Saturday, March 1, 2008

Combustible Dust Hazards: Alarming Trend

An alarming trend is occurring across the nation at processing facilities in general industry where fires and explosions are occurring repeatedly, especially where combustible dusts are generated. In many instances no injuries or fatalities occur; only damage to the facility and a negative economic impact to the community.

In less fortunate instances, such as the preventable recent tragic Dixie Crystal sugar refinery explosion located in the heart of Dixie, lives are senselessly lost in conjunction with insurmountable physical pain and suffering to workers and their loved ones.

It was only two years ago that the Chemical Safety Board submitted, at the completion of a Combustible Dust Study, a report to the Department of Labor recommending the implementation of an OSHA comprehensive dust standard to protect the health and safety of workers from the hazards of combustible dust explosions and fires. So far the OSHA has failed to act. In the meantime combustible dust explosions and fires continue across a wide spectrum of industries across the nation's heartland.

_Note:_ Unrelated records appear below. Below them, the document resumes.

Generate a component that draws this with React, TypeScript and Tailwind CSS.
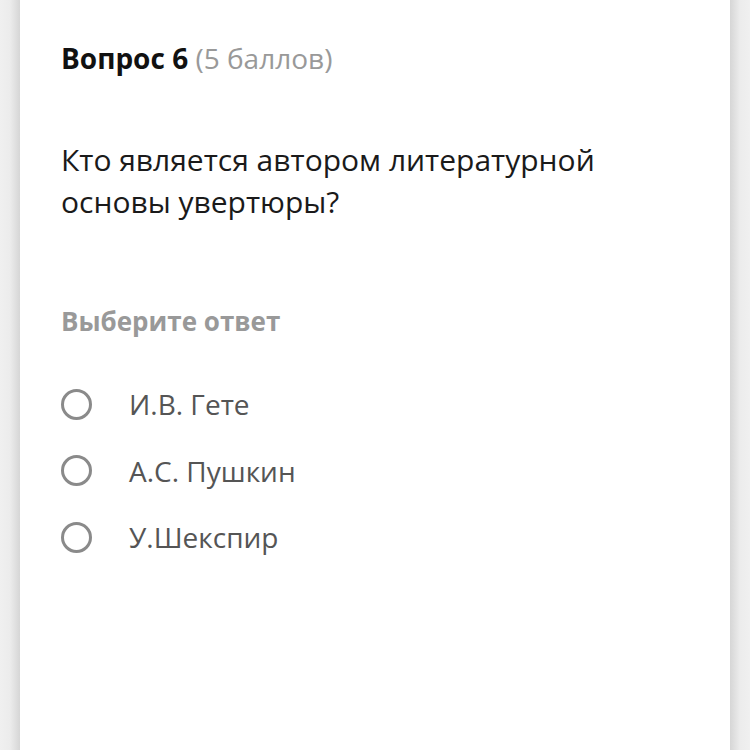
export default function App() {
  return (
    <div className="w-[750px] h-[750px] flex bg-white overflow-hidden" style={{ fontFamily: '"Open Sans", sans-serif' }}>
      <div className="w-[20px] h-full bg-gradient-to-r from-[#f0f0f0] via-[#ececec] to-[#d6d6d6]" />
      <div className="flex-1 h-full bg-white pl-[41px] pt-[40px]">
        <div className="text-[28px] leading-[36px] whitespace-nowrap">
          <span className="font-bold text-[#111]">Вопрос 6</span>{" "}
          <span className="text-[#999]">(5 баллов)</span>
        </div>
        <div className="mt-[63px] text-[30px] leading-[42px] text-[#1a1a1a] whitespace-nowrap">
          Кто является автором литературной
          <br />
          основы увертюры?
        </div>
        <div className="mt-[81px] text-[26px] leading-[34px] font-bold text-[#999]">Выберите ответ</div>
        <div className="mt-[48px] flex flex-col gap-[30.5px]">
          {["И.В. Гете", "А.С. Пушкин", "У.Шекспир"].map((t) => (
            <div key={t} className="flex items-center h-[36px]">
              <div className="w-[31px] h-[31px] rounded-full border-[3.5px] border-[#8a8a8a]" />
              <span className="ml-[37px] text-[28px] text-[#555]">{t}</span>
            </div>
          ))}
        </div>
      </div>
      <div className="w-[20px] h-full bg-gradient-to-r from-[#d6d6d6] via-[#ececec] to-[#f0f0f0]" />
    </div>
  );
}
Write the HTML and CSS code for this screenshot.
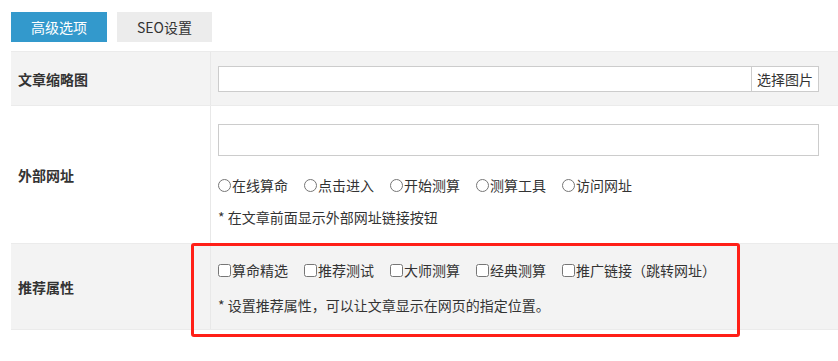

GRAND FORKS (AP)..."The fire early Thursday morning was contained in the dust collection system at the North American Foods plant..."

In the CSB study for the period of 1980-2005, investigators discovered that over 40 percent of combustible dust fires and explosions occurred in the dust collection systems and 24 percent of these incidents were sparked in food processing facilities such as the one at North American Foods in Grand Forks, North Dakota.

The CSB found that in all industries, dust collectors are the equipment most often involved in incidents;similarly, Zalosh et al. (2005) report that dust collectors account for more than 40 percent of all dust explosions.

Findings of the actual ignition source of the Grand Forks dehydrated potato plant has yet to be determined. In retrospect, all plant managers
throughout the nation , through close scrutiny of their Material Safety Data Sheets (MSDS) will have to reassess their current operating procedures to insure minimum explosive concentrations (MEC) and minimum ignition temperatures (MIT) are not breached in the vicinity of potential ignition sources such as non-compliant electrical fixtures.

Biggest challenge is...most MSDS, fail to list these important physical properties in contrast and analogous to flammable liquid flash points listed for petroleum product. Incidents of combustible fires and explosions will continue while the workforce is in the dark in regards to the combustible dusts hazards they are daily working with across the nation.